I try to not be controlling or possesive, but sometimes it takes a LOT of willpower! :T
Yvonne Belisle
April 20th, 2002, 01:23 PM
Just remember you don't have to do it alone and a burden that is shared is that much easier to carry and a problem shared is that much eaiser to work through.:)
Faery-Wings
April 20th, 2002, 04:25 PM
How does your daughter feel about it? Does she want this contact also? As long as she wants to do this, I think it is a good idea. It sounds like you have a strong relationship with her. Keep the lines of communication open and I am sure things will be fine. I think the phrase, "if you love someone, set them free" hold true with our children too. I think you are showing how strong your love is for her- a very good example for a young lady to see.
Blessings to you and your daughter. Hang in there!
Felidae
April 21st, 2002, 08:12 AM
Thank you Yvonne, it's true that a problem does not seem so monumental when you are able to talk to others about it. It helps to clarify the picture and stop you from focusing so much on yourself.
Thank you very much also, Chrissi! Yes, my daughter very much wants the contact. The fact that her Aunt needed this time with her was brought sharply to my attention yesterday when my daughter called me at about 2:00pm: she had accompanied her Aunt to the hospital to see her grandmother (the hospital had called and suggested that "she needed to see her children") and they found that she had passed away. I'm glad that my daughter was there, as her Aunt is only in her early twenties and would have been alone otherwise.
I am extremely proud of my fifteen year old: she never once asked that I come get her! In fact, she helped her aunt through the first of the emotional onslaught, then assisted in contacting the rest of the family.
She's home asleep now, and considering yesterday's events she earned a late wakeup call!
Margie
April 21st, 2002, 09:23 AM
It looks like you're working through this wonderfully but I'll throw in my 2 cents anyways.

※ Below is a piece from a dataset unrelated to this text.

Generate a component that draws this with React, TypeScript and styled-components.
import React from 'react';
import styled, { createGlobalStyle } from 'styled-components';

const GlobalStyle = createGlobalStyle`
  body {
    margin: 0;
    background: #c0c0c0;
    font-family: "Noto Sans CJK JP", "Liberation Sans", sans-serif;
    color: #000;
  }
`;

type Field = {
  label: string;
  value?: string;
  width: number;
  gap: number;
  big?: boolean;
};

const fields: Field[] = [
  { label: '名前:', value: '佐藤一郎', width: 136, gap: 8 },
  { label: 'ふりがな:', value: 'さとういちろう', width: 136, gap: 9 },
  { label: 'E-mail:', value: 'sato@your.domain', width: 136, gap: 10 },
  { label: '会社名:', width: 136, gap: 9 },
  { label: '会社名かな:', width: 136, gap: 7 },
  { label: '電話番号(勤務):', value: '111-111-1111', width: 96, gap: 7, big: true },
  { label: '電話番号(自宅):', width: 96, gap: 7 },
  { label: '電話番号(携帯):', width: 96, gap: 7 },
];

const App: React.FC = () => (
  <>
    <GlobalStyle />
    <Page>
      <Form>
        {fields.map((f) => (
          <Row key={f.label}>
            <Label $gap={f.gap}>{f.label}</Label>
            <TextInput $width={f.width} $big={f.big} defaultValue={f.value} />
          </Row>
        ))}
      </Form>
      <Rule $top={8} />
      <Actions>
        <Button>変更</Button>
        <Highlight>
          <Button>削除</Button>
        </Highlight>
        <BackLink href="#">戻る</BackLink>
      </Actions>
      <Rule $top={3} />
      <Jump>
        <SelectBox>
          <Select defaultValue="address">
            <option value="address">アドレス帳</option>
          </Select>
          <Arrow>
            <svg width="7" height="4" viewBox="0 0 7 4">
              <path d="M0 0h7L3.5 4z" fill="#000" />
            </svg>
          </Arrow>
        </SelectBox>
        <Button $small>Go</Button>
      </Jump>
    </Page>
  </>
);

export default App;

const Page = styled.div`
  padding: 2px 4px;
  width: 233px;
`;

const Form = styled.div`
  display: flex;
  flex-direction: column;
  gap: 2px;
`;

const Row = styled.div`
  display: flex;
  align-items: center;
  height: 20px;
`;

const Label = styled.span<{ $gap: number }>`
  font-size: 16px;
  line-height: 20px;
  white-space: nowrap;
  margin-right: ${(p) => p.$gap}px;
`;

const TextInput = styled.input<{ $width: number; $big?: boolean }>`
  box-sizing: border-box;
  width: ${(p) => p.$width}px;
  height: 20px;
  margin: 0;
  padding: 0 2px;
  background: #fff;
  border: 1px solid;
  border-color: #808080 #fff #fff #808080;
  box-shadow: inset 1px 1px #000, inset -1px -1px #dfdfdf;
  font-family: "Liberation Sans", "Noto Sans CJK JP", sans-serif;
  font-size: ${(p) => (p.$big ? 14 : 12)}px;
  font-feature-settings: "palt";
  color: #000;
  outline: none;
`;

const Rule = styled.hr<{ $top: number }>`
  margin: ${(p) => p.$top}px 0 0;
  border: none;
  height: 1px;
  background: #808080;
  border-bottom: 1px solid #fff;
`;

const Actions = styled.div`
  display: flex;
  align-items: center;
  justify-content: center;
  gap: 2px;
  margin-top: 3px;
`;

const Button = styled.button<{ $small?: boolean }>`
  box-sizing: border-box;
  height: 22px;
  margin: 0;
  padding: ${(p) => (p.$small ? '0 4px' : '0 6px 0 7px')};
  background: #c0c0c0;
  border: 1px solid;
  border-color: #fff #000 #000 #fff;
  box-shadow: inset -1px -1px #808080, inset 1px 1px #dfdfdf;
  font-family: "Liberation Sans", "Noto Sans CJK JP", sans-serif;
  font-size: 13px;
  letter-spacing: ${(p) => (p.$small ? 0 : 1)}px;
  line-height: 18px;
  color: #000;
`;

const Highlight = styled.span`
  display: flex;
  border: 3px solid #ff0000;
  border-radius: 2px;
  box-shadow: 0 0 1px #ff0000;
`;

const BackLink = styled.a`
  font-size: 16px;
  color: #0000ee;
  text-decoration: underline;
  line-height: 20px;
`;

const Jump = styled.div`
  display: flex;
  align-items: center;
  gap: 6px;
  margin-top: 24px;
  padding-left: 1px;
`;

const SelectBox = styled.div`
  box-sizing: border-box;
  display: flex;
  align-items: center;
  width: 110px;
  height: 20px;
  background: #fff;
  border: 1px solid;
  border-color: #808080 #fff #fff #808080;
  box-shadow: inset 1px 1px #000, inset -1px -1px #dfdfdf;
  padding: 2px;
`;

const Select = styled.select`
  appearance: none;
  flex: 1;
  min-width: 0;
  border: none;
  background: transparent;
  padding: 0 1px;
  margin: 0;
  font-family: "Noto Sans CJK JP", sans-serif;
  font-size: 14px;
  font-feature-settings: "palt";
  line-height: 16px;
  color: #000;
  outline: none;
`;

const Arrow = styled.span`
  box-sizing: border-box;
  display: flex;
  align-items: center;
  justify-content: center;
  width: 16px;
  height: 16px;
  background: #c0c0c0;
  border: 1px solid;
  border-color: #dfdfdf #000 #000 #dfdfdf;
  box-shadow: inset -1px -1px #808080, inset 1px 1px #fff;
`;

I think it's great that you want to deal with the way your feeling rather than try to take the easy way out and just not let her see tham. That shows a great amount of selflessness and you're a wonderful mother for it. I agree to keep the lines of communication open. Also maybe plan something special with you and your boyfriend while she's gone. That might help to 1-keep your mind off of thing and 2-look forward to your time alone. Go out with friend, talk to them about how you're feeling. I think you really can start to look forward to your little break.
Felidae
April 21st, 2002, 09:41 AM
Your right, Margie, and thank you so much for the beautiful words of support. Sometimes you assume that your a bit of a failure as a parent, but then you see your child really pull herself and others through a time of crisis and you say, "maybe I'm not so bad, after all..."

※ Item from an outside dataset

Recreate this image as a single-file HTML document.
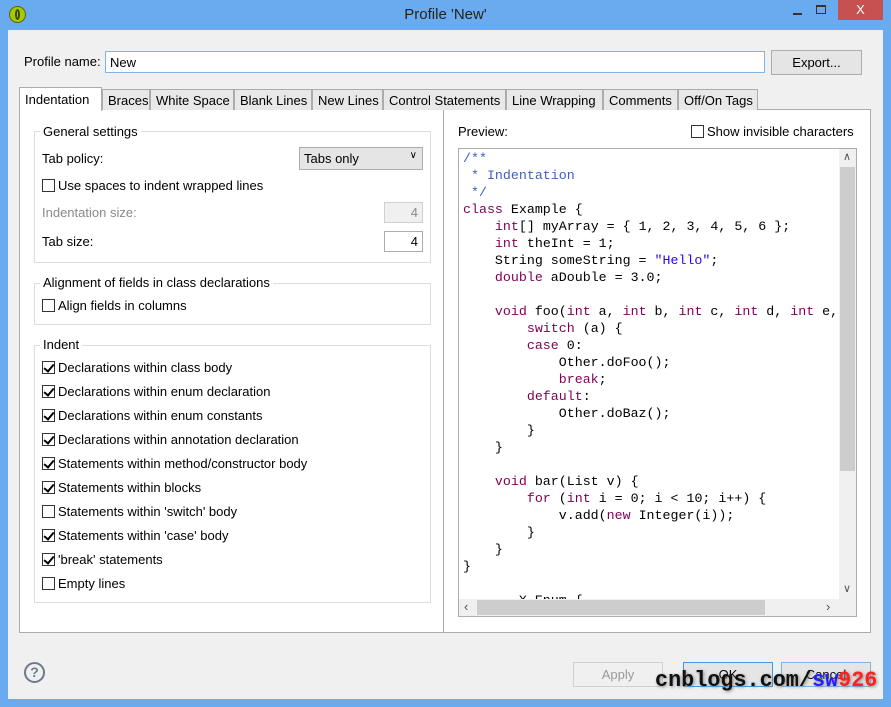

I believe her actions yesterday have made her feel more adult and useful, too, which is important for anybody.
When things settle down I will take your advise and make plans when she is away - with the advent of the cell phone there is no reason to sit at home, moping!
Thanks to everybody for helping me with this - before yesterday I was feeling really sorry for myself and at loose ends. It seems that things are going they way they are meant to. I think it's good for both of us - I'm not losing a daughter, she is gaining a family.